Neural networks have seen a lot of interesting applications for a long time across many fields. It functions as a simple black-box model to study the relationship between the variables of a system. In this review, its application in solving various FID problems in engineering is explored. On its own it can be a valuable tool; however, its accuracy in modeling a particular system behavior can be drastically improved by preprocessing the inputs into a more conducive format for the neural network to study. From all the cases looked into, neural networks have definitely shown its worth in solving FID problems for various engineering disciplines.

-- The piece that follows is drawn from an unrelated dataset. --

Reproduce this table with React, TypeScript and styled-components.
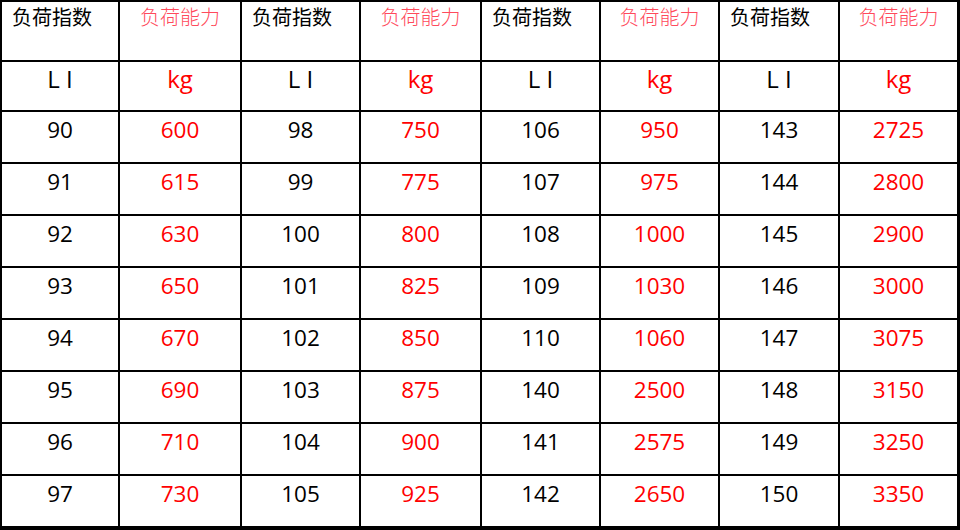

The steps involved in formulating the research premise for studying FID with neural networks are made simple enough due to developments of simpler and more intuitive computational software. With the ever increasing ease of accessibility to the tool, it can now be considered as a standalone or additional testing method for use in corroborating the results of not only FID problems, but many others as well. Using a demonstration, it was seen that even something as simple as directly using discrete time data without advanced preprocessing has shown how easy and effective neural networks are in terms of constructing the premise up to the stage of utilizing the developed network with interpretable results.